What’s ironic here is that the same technology is used by Virgin, who outsourced the management of those switches to … you guess it! BT…but Virgin manage to be able to route at the single number level. The mind boggles. Anyway.

These DLEs were slated to be replaced by soft-switches as part of 21CN, but given 21CN seemed to focus more on broadband provision by the time it was implemented, one has to question how much of this estate was in fact replaced.

However, if it wasn’t before, this review covers BT’s plan to move to all IP for voice and withdraw their copper exchange-based services altogether (rightly or wrongly). This implies the use of modern soft-switches with far more capable routing tables. More likely, it implies the use of a distributed application routing engine, which itself implies a database or RADIUS backed lookup, and thus we can now consider the routing table practically unlimited. In fact, Simwood has worked this way since birth and taking a look at the production routing table we hold that in RAM it takes 300MB (0.3GB) for 3m entries, or 0.1GB per million. There’re 70m people in the UK, so let’s assume we have 10 numbers each (doesn’t everyone!?), we have 700m entries. Let’s further assume failover is defined per route rather than at a higher level, and we have 4 failover paths, that is 2.8bn. Hell, let’s call it 3bn, or 3,000m for simplicity. We’ve probably overstated that by a massive degree but even if we haven’t, that is a data set of at most 3,000*0.1GB which is 300GB. And that is before optimisation and with ludicrous assumptions for volumes. If we overstated it by 5x, or the data was sharded into 5, you could store it in RAM on a Raspberry Pi 4!! Failing that, the full thing could be stored in RAM on an AWS instance for 12 years for less than the cost of the block-chain project to-date. This isn’t a solution spec, but meant to be illustrative of the scale of the problem and the cost of a solution.

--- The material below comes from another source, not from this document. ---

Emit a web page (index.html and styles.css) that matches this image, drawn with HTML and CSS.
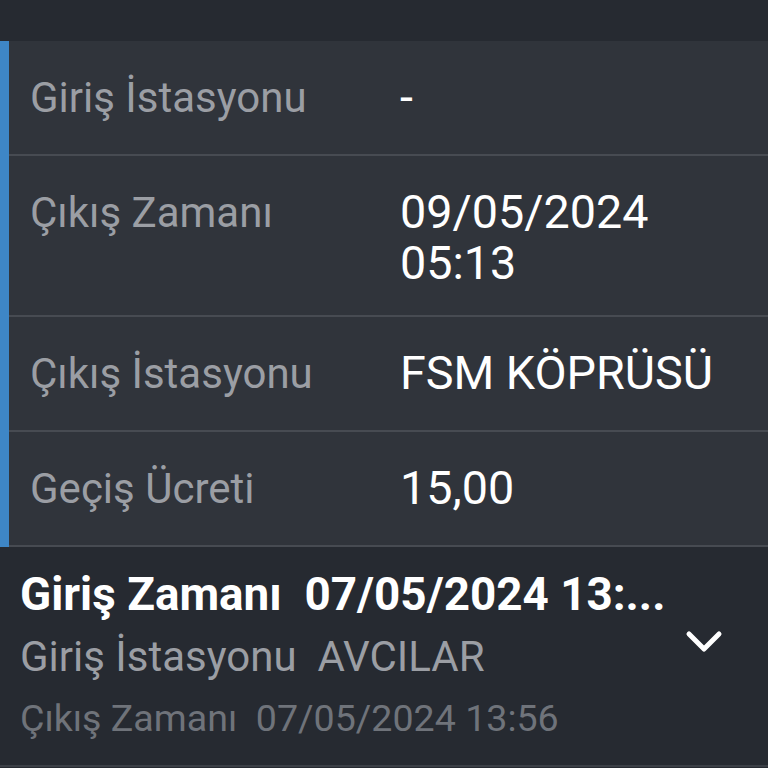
FILE: index.html
```html
<!DOCTYPE html>
<html lang="tr">
<head>
<meta charset="utf-8">
<link rel="stylesheet" href="styles.css">
</head>
<body>
<div class="topbar"></div>
<section class="details">
  <div class="row">
    <div class="label">Giriş İstasyonu</div>
    <div class="value">-</div>
  </div>
  <div class="row">
    <div class="label">Çıkış Zamanı</div>
    <div class="value">09/05/2024<br>05:13</div>
  </div>
  <div class="row">
    <div class="label">Çıkış İstasyonu</div>
    <div class="value">FSM KÖPRÜSÜ</div>
  </div>
  <div class="row">
    <div class="label">Geçiş Ücreti</div>
    <div class="value">15,00</div>
  </div>
</section>
<section class="card">
  <div class="card-text">
    <div class="card-title">Giriş Zamanı&nbsp; 07/05/2024 13:...</div>
    <div class="card-sub">Giriş İstasyonu&nbsp; AVCILAR</div>
    <div class="card-meta">Çıkış Zamanı&nbsp; 07/05/2024 13:56</div>
  </div>
  <svg class="chevron" width="40" height="26" viewBox="0 0 40 26" aria-hidden="true">
    <path d="M5 5 L20 20 L35 5" fill="none" stroke="#ffffff" stroke-width="5" stroke-linecap="round" stroke-linejoin="round"/>
  </svg>
</section>
</body>
</html>
```

FILE: styles.css
```css
html, body {
  margin: 0;
  padding: 0;
}
body {
  width: 768px;
  height: 768px;
  overflow: hidden;
  background: #262a31;
  font-family: Roboto, "Noto Sans", sans-serif;
}
.topbar {
  height: 41px;
  background: #262a31;
}
.details {
  background: #30343b;
  border-left: 9px solid #3e86c6;
}
.row {
  display: flex;
  align-items: flex-start;
  padding: 27px 0 26px 21px;
  border-bottom: 2px solid #474b52;
}
.label {
  width: 370px;
  flex: none;
  font-size: 42px;
  line-height: 60px;
  color: #9b9ea4;
  white-space: nowrap;
}
.value {
  font-size: 46.7px;
  line-height: 51px;
  padding-top: 4px;
  color: #ffffff;
  white-space: nowrap;
}
.card {
  display: flex;
  align-items: flex-start;
  padding: 0 44px 0 20px;
  height: 218px;
  background: #262a31;
  border-bottom: 2px solid #3b3f46;
}
.card-text {
  flex: 1;
  min-width: 0;
  display: flex;
  flex-direction: column;
  padding-top: 17px;
}
.card-title {
  font-size: 45.8px;
  font-weight: 700;
  line-height: 62px;
  color: #ffffff;
  white-space: nowrap;
}
.card-sub {
  font-size: 42px;
  line-height: 62px;
  color: #9b9ea4;
  white-space: nowrap;
}
.card-meta {
  font-size: 37.6px;
  line-height: 60px;
  color: #6f737a;
  white-space: nowrap;
}
.chevron {
  flex: none;
  margin-top: 82px;
}
```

And that gets me to the main point. In a review working towards BT being IP based by 2025, and thus having single-number routing capability, this is a prime opportunity to simplify porting and remove all this installation / associated-number specific nonsense. If numbers could be ported individually we’d be so much closer to simplifying things and it’d lend itself so much better to a central database solution (be it blockchain or one that can be updated quicker than once per 20 minutes). Hell, you could say we already have one and it works pretty well for mobile!

This gives 5 years for BT to do what they’re doing anyway, and 5 years for the OTA to delete the multi-line section from the porting manual, both of which should surely be possible!? We expect most networks have retrofitted awareness of BT installation details to their databases purely for porting rather than routing based on it, so this should be a similarly simple change for industry – just treat every port as a single-line port once it leaves the original installation.

A regulatory bod will tell you that the regulation (both in the original European Union directives and in their transposition to the General Conditions) have been worded such as to require single number porting for many years, so we’re not asking for anything radical here. 

Ofcom, this is a prime time to fix this though. Please don’t push addressing this end-user harm out beyond 2025!